Even without the filibuster, which is no longer a permissible tool for blocking nominees, there are steps Democrats can take to slow -- if not, shut -- things down while these questions remain unresolved. Indeed, the Judiciary Committee should have its hands full investigating Russia-gate and related obstruction of justice allegations. In addition, states with Democratic Senators can still withhold the "blue slip," a tradition that allows home-state senators to block nominees -- and one that Republicans used to stymy 17 Obama nominees. (Republicans, however, are -- what a surprise -- threatening to do away with the blue slip for appellate court nominees.)

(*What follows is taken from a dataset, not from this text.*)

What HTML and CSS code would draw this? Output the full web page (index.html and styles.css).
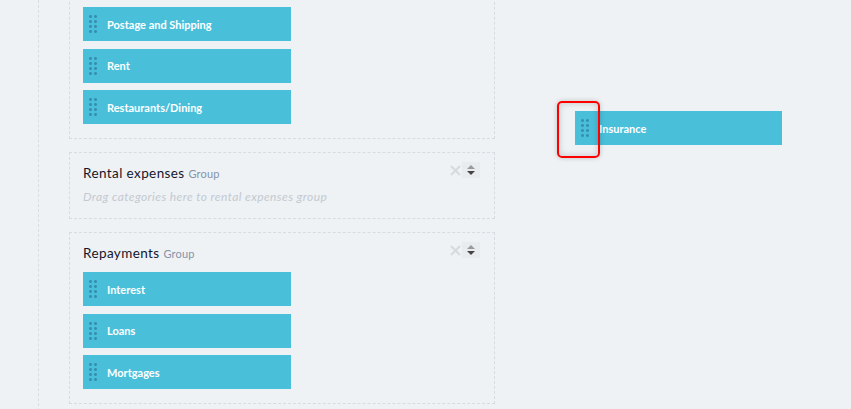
FILE: index.html
```html
<!DOCTYPE html>
<html>

<head>
    <meta charset="utf-8" />
    <title>Category groups</title>
    <meta name="viewport" content="width=device-width, initial-scale=1">
    <link rel="stylesheet" href="styles.css">
</head>

<body>
    <div class="board">
        <div class="groups">

            <div class="group">
                <div class="group-head">
                    <div class="group-title">Operating expenses <span class="tag">Group</span></div>
                </div>
                <div class="item"><span class="handle"></span>Postage and Shipping</div>
                <div class="item"><span class="handle"></span>Rent</div>
                <div class="item"><span class="handle"></span>Restaurants/Dining</div>
            </div>

            <div class="group">
                <div class="group-head">
                    <div class="group-title">Rental expenses <span class="tag">Group</span></div>
                    <div class="tools">
                        <span class="remove">
                            <svg width="11" height="11" viewBox="0 0 11 11"><path d="M1 1L10 10M10 1L1 10" stroke="#d6d9dd" stroke-width="2" /></svg>
                        </span>
                        <span class="sorter">
                            <svg width="10" height="12" viewBox="0 0 10 12"><path d="M5 1L9 5H1Z" fill="#9a9a9a" /><path d="M1 7H9L5 11Z" fill="#444" /></svg>
                        </span>
                    </div>
                </div>
                <div class="empty">Drag categories here to rental expenses group</div>
            </div>

            <div class="group">
                <div class="group-head">
                    <div class="group-title">Repayments <span class="tag">Group</span></div>
                    <div class="tools">
                        <span class="remove">
                            <svg width="11" height="11" viewBox="0 0 11 11"><path d="M1 1L10 10M10 1L1 10" stroke="#d6d9dd" stroke-width="2" /></svg>
                        </span>
                        <span class="sorter">
                            <svg width="10" height="12" viewBox="0 0 10 12"><path d="M5 1L9 5H1Z" fill="#9a9a9a" /><path d="M1 7H9L5 11Z" fill="#444" /></svg>
                        </span>
                    </div>
                </div>
                <div class="item"><span class="handle"></span>Interest</div>
                <div class="item"><span class="handle"></span>Loans</div>
                <div class="item"><span class="handle"></span>Mortgages</div>
            </div>

        </div>
    </div>

    <!-- item being dragged -->
    <div class="item dragging"><span class="handle"></span>Insurance</div>
    <div class="hint"></div>
</body>

</html>
```

FILE: styles.css
```css
body {
    margin: 0;
    background-color: #eef2f5;
    font-family: "Lato", "Open Sans", sans-serif;
    height: 409px;
    overflow: hidden;
}

.board {
    margin-left: 38px;
    border-left: 1px dashed #d9dee3;
    padding-left: 30px;
    padding-top: 1px;
    height: 430px;
}

.groups {
    margin-top: -34px;
}

.group {
    width: 398px;
    border: 1px dashed #d6dce2;
    padding: 12px 13px 14px 13px;
    margin-bottom: 13px;
}

.group-head {
    display: flex;
    align-items: flex-start;
    margin-bottom: 10px;
}

.group-title {
    font-size: 13.5px;
    line-height: 16px;
    color: #15152a;
    letter-spacing: 0.4px;
}

.tag {
    font-size: 11px;
    color: #8592a9;
    letter-spacing: 0.2px;
}

.tools {
    margin-left: auto;
    margin-right: 1px;
    display: flex;
    align-items: center;
    margin-top: -3px;
}

.remove {
    display: flex;
    margin-right: 1px;
}

.sorter {
    display: flex;
    align-items: center;
    justify-content: center;
    width: 18px;
    height: 16px;
    background-color: #e9ecef;
}

.empty {
    margin-top: -2px;
    font-size: 12px;
    line-height: 14px;
    font-style: italic;
    color: #c3c9d1;
    letter-spacing: 0.4px;
}

.item {
    display: flex;
    align-items: center;
    width: 208px;
    height: 34px;
    margin-bottom: 7.5px;
    background-color: #4abfda;
    color: #ffffff;
    font-size: 11px;
    font-weight: bold;
}

.item:last-child {
    margin-bottom: 0;
}

.handle {
    width: 10px;
    height: 20px;
    margin-left: 5px;
    margin-right: 9px;
    background-image: radial-gradient(circle, #3590b2 1.2px, transparent 1.7px);
    background-size: 5px 5px;
}

.dragging {
    position: absolute;
    left: 575px;
    top: 111px;
    width: 207px;
}

.hint {
    position: absolute;
    left: 557px;
    top: 101px;
    width: 39px;
    height: 53px;
    border: 2px solid #ff0000;
    border-radius: 5px;
    box-shadow: 0 0 5px rgba(0, 0, 0, 0.2), inset 0 0 7px rgba(0, 0, 0, 0.18);
}
```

Democrats cannot let Congress return to business as usual. That means using every technicality and procedural rule from objecting to unanimous consent requests to forcing roll call votes on every matter. And it means using every opportunity to speak on the Senate floor to keep Trump's incompetence, instability and corruption at the forefront of our political discourse. And it means using the Senate rules that encourage free and open debate to force Republicans to answer for their unwillingness to confront Trump's incompetence, instability and corruption.
Trump has yet to fill an unprecedented amount of vacancies throughout his administration, many of which require Senate confirmation. The tenure of such appointees, however, is generally only as long as the president remains in power, and so the damage they could do, while very real, is at least somewhat circumscribed. (The FBI's 10-year term is a notable exception.) If Trump is removed from office, those political appointees can be removed too. Not so with federal judges, who are appointed for life. As the drip, drip, drip of scandals continue -- while there remains a cancer on the presidency -- there should be no lifetime appointments.